The midwife's assistant caught the baby and lifted him out of the water and then handed him to me. Wiggle came in and met his baby brother and was all smiles. We sat in the tub and relaxed and snuggled for a bit. C cut Buster's cord which was a little bit of a conversation piece because it was extra thick and had a true knot in it. A short while later, I shakily got out of the tub and then got into my own bed and snuggled and nursed my new baby in my own room. It was wonderful. A few hours later, I had our usual breakfast at the table with my family - back to normal(ish) by breakfast.
I really cannot describe how wonderful and relaxing it was to be in my own house.

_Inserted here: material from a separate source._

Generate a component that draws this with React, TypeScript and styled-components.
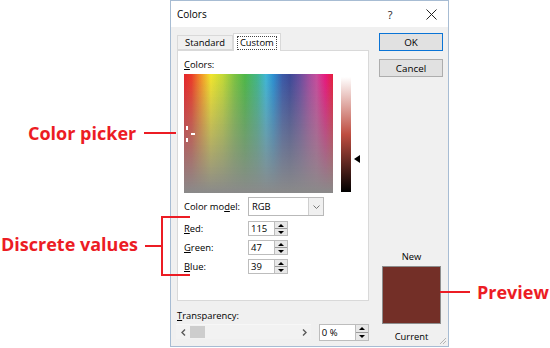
import React from "react";
import styled, { createGlobalStyle } from "styled-components";

const Global = createGlobalStyle`
  html, body { margin: 0; padding: 0; background: #ffffff; }
  body {
    width: 550px; height: 348px; overflow: hidden;
    font-family: "Open Sans", "Noto Sans", sans-serif;
    color: #000;
  }
  * { box-sizing: border-box; }
`;

const RED = "#ec1c24";

const Stage = styled.div`
  position: relative;
  width: 550px;
  height: 348px;
  display: flex;
  padding-left: 170px;
`;

const Dialog = styled.div`
  position: relative;
  width: 279px;
  height: 347px;
  border: 1px solid #a7bcd3;
  background: #f0f0f0;
  display: flex;
  flex-direction: column;
  font-size: 9.4px;
`;

const TitleBar = styled.div`
  height: 26px;
  background: #ffffff;
  display: flex;
  align-items: center;
  padding-left: 6px;
`;

const Title = styled.div`
  flex: 1;
  font-size: 10px;
`;

const TitleButton = styled.div<{ $w: number }>`
  width: ${(p) => p.$w}px;
  height: 26px;
  display: flex;
  align-items: center;
  justify-content: center;
  font-size: 11px;
  color: #222;
`;

const Body = styled.div`
  flex: 1;
  display: flex;
  gap: 10px;
  padding: 6px 4px 0 6px;
`;

const LeftCol = styled.div`
  width: 192px;
  display: flex;
  flex-direction: column;
`;

const TabStrip = styled.div`
  height: 17px;
  display: flex;
  align-items: flex-end;
`;

const Tab = styled.div<{ $active?: boolean }>`
  position: relative;
  z-index: ${(p) => (p.$active ? 1 : 0)};
  height: ${(p) => (p.$active ? 18 : 15)}px;
  margin-bottom: ${(p) => (p.$active ? -1 : 0)}px;
  padding: ${(p) => (p.$active ? "2px 3px 0" : "0 7px")};
  border: 1px solid #d9d9d9;
  border-bottom: ${(p) => (p.$active ? "none" : "1px solid #d9d9d9")};
  background: ${(p) => (p.$active ? "#ffffff" : "#f0f0f0")};
  display: flex;
  align-items: ${(p) => (p.$active ? "flex-start" : "center")};
  line-height: 12px;
`;

const FocusRect = styled.span`
  border: 1px dotted #444;
  padding: 0 2px;
  line-height: 12px;
`;

const Panel = styled.div`
  height: 251px;
  border: 1px solid #d9d9d9;
  background: #ffffff;
  padding: 0 6px;
  display: flex;
  flex-direction: column;
`;

const FieldLabel = styled.div<{ $mt?: number }>`
  margin-top: ${(p) => p.$mt ?? 0}px;
  line-height: 14px;
  height: 14px;
`;

const U = styled.span`
  text-decoration: underline;
  text-underline-offset: 1px;
`;

const PickerRow = styled.div`
  margin-top: 2px;
  display: flex;
  align-items: flex-start;
`;

const Spectrum = styled.div`
  position: relative;
  width: 150px;
  height: 119px;
  background:
    linear-gradient(to bottom, rgba(138,138,138,0) 0%, rgba(138,138,138,0.5) 50%, rgba(138,138,138,1) 100%),
    linear-gradient(to right,
      #e5242a 0%, #ec3a28 5%, #f07228 9%, #f39a26 12%, #f2e52c 18%, #c3d936 26%,
      #7cc242 34%, #4db748 41%, #41b58a 49%, #3fb6d6 55%, #2c8fd0 60%,
      #3a5aa8 66%, #3b4997 71%, #6a4d9e 78%, #a14d9e 84%, #c74c9c 89%,
      #e8177c 95%, #e61e3c 100%);
`;

const Cross = styled.div<{ $x: number; $y: number; $w: number; $h: number }>`
  position: absolute;
  left: ${(p) => p.$x}px;
  top: ${(p) => p.$y}px;
  width: ${(p) => p.$w}px;
  height: ${(p) => p.$h}px;
  background: #ffffff;
`;

const LumBar = styled.div`
  margin-top: 3px;
  margin-left: 8px;
  width: 10px;
  height: 115px;
  background: linear-gradient(to bottom,
    #ffffff 0%, hsl(6,49%,75%) 25%, hsl(6,49%,50%) 50%, hsl(6,49%,25%) 75%, #000000 100%);
`;

const ArrowCol = styled.div`
  margin-left: 3px;
  padding-top: 79px;
  width: 8px;
`;

const Row = styled.div<{ $mt: number }>`
  margin-top: ${(p) => p.$mt}px;
  display: flex;
  align-items: center;
`;

const RowLabel = styled.div`
  width: 64px;
  line-height: 13px;
`;

const Select = styled.div`
  width: 76px;
  height: 19px;
  border: 1px solid #b9b9b9;
  background: #ffffff;
  display: flex;
`;

const SelectValue = styled.div`
  flex: 1;
  padding-left: 3px;
  line-height: 17px;
`;

const SelectButton = styled.div`
  width: 15px;
  border-left: 1px solid #cfcfcf;
  background: #f0f0f0;
  display: flex;
  align-items: center;
  justify-content: center;
`;

const SpinBox = styled.div<{ $w: number; $h: number }>`
  width: ${(p) => p.$w}px;
  height: ${(p) => p.$h}px;
  display: flex;
`;

const SpinValue = styled.div`
  flex: 1;
  border: 1px solid #bdbdbd;
  border-right: none;
  background: #ffffff;
  padding-left: 2px;
  display: flex;
  align-items: center;
  font-size: 9.5px;
`;

const SpinButtons = styled.div`
  width: 14px;
  border: 1px solid #bdbdbd;
  background: #e8e8e8;
  display: flex;
  flex-direction: column;
`;

const SpinHalf = styled.div<{ $top?: boolean }>`
  flex: 1;
  display: flex;
  align-items: center;
  justify-content: center;
  border-bottom: ${(p) => (p.$top ? "1px solid #9a9a9a" : "none")};
`;

const Tri = styled.div<{ $up?: boolean }>`
  width: 0;
  height: 0;
  border-left: 3px solid transparent;
  border-right: 3px solid transparent;
  ${(p) => (p.$up ? "border-bottom: 3px solid #000;" : "border-top: 3px solid #000;")}
`;

const ScrollRow = styled.div`
  margin-top: 1px;
  margin-left: -1px;
  display: flex;
  align-items: flex-start;
  gap: 8px;
`;

const Scrollbar = styled.div`
  width: 137px;
  height: 15px;
  background: #f2f2f2;
  border-top: 1px solid #f7f7f7;
  display: flex;
  align-items: center;
  padding: 0 4px 0 5px;
`;

const Thumb = styled.div`
  width: 15px;
  height: 12px;
  background: #cdcdcd;
  margin-left: 4px;
`;

const Grow = styled.div`
  flex: 1;
`;

const RightCol = styled.div`
  width: 64px;
  display: flex;
  flex-direction: column;
  padding-bottom: 3px;
`;

const Button = styled.div<{ $primary?: boolean; $mt?: number }>`
  height: 18px;
  margin-top: ${(p) => p.$mt ?? 0}px;
  border: 1px solid ${(p) => (p.$primary ? "#0a74d6" : "#adadad")};
  background: #e1e1e1;
  display: flex;
  align-items: center;
  justify-content: center;
  font-size: 9.8px;
`;

const CenterLabel = styled.div`
  margin-top: auto;
  text-align: center;
  line-height: 13px;
  padding-left: 1px;
`;

const Swatch = styled.div<{ $color: string }>`
  margin: 3px 0 6px 3px;
  width: 59px;
  height: 58px;
  border: 1px solid #8d8d8d;
  background: ${(p) => p.$color};
`;

const BottomLabel = styled.div`
  text-align: center;
  line-height: 13px;
  padding-left: 1px;
`;

const Grip = styled.svg`
  position: absolute;
  right: 1px;
  bottom: 1px;
`;

/* Callouts */
const Callout = styled.div<{ $x: number; $y: number }>`
  position: absolute;
  left: ${(p) => p.$x}px;
  top: ${(p) => p.$y}px;
  display: flex;
  align-items: center;
  font-family: "Open Sans", "Noto Sans", sans-serif;
  font-weight: 700;
  font-size: 18px;
  line-height: 24px;
  color: ${RED};
  white-space: nowrap;
`;

const CalloutText = styled.span<{ $ml?: number; $shift?: number }>`
  margin-left: ${(p) => p.$ml ?? 0}px;
  position: relative;
  top: ${(p) => p.$shift ?? 0}px;
`;

const Line = styled.div<{ $w: number; $ml: number }>`
  width: ${(p) => p.$w}px;
  height: 2px;
  margin-left: ${(p) => p.$ml}px;
  background: ${RED};
`;

const Bracket = styled.div`
  width: 29px;
  height: 60px;
  border: 2px solid ${RED};
  border-right: none;
`;

const Chevron = ({ dir }: { dir: "l" | "r" }) => (
  <svg width="5" height="7" viewBox="0 0 5 7">
    <path
      d={dir === "l" ? "M4 0.5 L1 3.5 L4 6.5" : "M1 0.5 L4 3.5 L1 6.5"}
      fill="none"
      stroke="#5a5a5a"
      strokeWidth="1.4"
    />
  </svg>
);

const Spin = ({ value, w, h }: { value: string; w: number; h: number }) => (
  <SpinBox $w={w} $h={h}>
    <SpinValue>{value}</SpinValue>
    <SpinButtons>
      <SpinHalf $top>
        <Tri $up />
      </SpinHalf>
      <SpinHalf>
        <Tri />
      </SpinHalf>
    </SpinButtons>
  </SpinBox>
);

export default function App() {
  return (
    <>
      <Global />
      <Stage>
        <Dialog>
          <TitleBar>
            <Title>Colors</Title>
            <TitleButton $w={48}>?</TitleButton>
            <TitleButton $w={34}>
              <svg width="11" height="11" viewBox="0 0 11 11">
                <path d="M0.5 0.5 L10.5 10.5 M10.5 0.5 L0.5 10.5" stroke="#222" strokeWidth="1" />
              </svg>
            </TitleButton>
          </TitleBar>
          <Body>
            <LeftCol>
              <TabStrip>
                <Tab>Standard</Tab>
                <Tab $active>
                  <FocusRect>Custom</FocusRect>
                </Tab>
              </TabStrip>
              <Panel>
                <FieldLabel $mt={7}>
                  <U>C</U>olors:
                </FieldLabel>
                <PickerRow>
                  <Spectrum>
                    <Cross $x={2} $y={52} $w={2} $h={4} />
                    <Cross $x={2} $y={64} $w={2} $h={4} />
                    <Cross $x={7} $y={59} $w={4} $h={2} />
                  </Spectrum>
                  <LumBar />
                  <ArrowCol>
                    <svg width="6" height="8" viewBox="0 0 6 8">
                      <path d="M0 4 L6 0 L6 8 Z" fill="#000" />
                    </svg>
                  </ArrowCol>
                </PickerRow>
                <Row $mt={4}>
                  <RowLabel>
                    Color mo<U>d</U>el:
                  </RowLabel>
                  <Select>
                    <SelectValue>RGB</SelectValue>
                    <SelectButton>
                      <svg width="7" height="4" viewBox="0 0 7 4">
                        <path d="M0.5 0.5 L3.5 3.5 L6.5 0.5" fill="none" stroke="#777" strokeWidth="1" />
                      </svg>
                    </SelectButton>
                  </Select>
                </Row>
                <Row $mt={5}>
                  <RowLabel>
                    <U>R</U>ed:
                  </RowLabel>
                  <Spin value="115" w={40} h={15} />
                </Row>
                <Row $mt={4}>
                  <RowLabel>
                    <U>G</U>reen:
                  </RowLabel>
                  <Spin value="47" w={40} h={15} />
                </Row>
                <Row $mt={4}>
                  <RowLabel>
                    <U>B</U>lue:
                  </RowLabel>
                  <Spin value="39" w={40} h={15} />
                </Row>
              </Panel>
              <FieldLabel $mt={8}>
                <U>T</U>ransparency:
              </FieldLabel>
              <ScrollRow>
                <Scrollbar>
                  <Chevron dir="l" />
                  <Thumb />
                  <Grow />
                  <Chevron dir="r" />
                </Scrollbar>
                <Spin value="0 %" w={51} h={17} />
              </ScrollRow>
            </LeftCol>
            <RightCol>
              <Button $primary>OK</Button>
              <Button $mt={8}>Cancel</Button>
              <CenterLabel>New</CenterLabel>
              <Swatch $color="rgb(115,47,39)" />
              <BottomLabel>Current</BottomLabel>
            </RightCol>
          </Body>
          <Grip width="8" height="8" viewBox="0 0 8 8">
            <path d="M7 1 L1 7 M7 4 L4 7" stroke="#b5b5b5" strokeWidth="1" />
          </Grip>
        </Dialog>

        <Callout $x={28} $y={121}>
          <CalloutText>Color picker</CalloutText>
          <Line $w={32} $ml={8} />
        </Callout>
        <Callout $x={1} $y={216}>
          <CalloutText $shift={-2}>Discrete values</CalloutText>
          <Line $w={16} $ml={7} />
          <Bracket />
        </Callout>
        <Callout $x={440} $y={280}>
          <Line $w={30} $ml={0} />
          <CalloutText $ml={7}>Preview</CalloutText>
        </Callout>
      </Stage>
    </>
  );
}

And while I don't generally go in for this type of stuff, the birth itself was quite empowering. I felt in control, in-tune with my body, and very connected to the birth. Although Wiggle's birth was not at all traumatic and he was beautiful and healthy when born, the process felt confrontational, and I felt a little powerless. The hospital and doctors made me feel like something was happening to me and that while the end result is wonderful, the process is less than wonderful, but at home, it felt like I was making something happen and that the whole tiring, painful, messy thing is part of the wonderful. 
In all fairness, some of the difference could be that my first labor was twice as long and pitocin-driven, so I was much more drained and worn out by the end than I was this time. Also, I knew what to expect, even when the minor idiosyncrasies of my birth pattern happened - I mysteriously almost passed out after both births - this time though C wasn't as worried as the first time because it had happened before. But even if some of the awesomeness could be attributed to things that would have been the case even if we were in a hospital, having Wiggle here, laboring the way I wanted and at my own pace, and going to sleep in my own bed were all awesome things that could only really happen at home, and I wouldn't choose to have it any other way.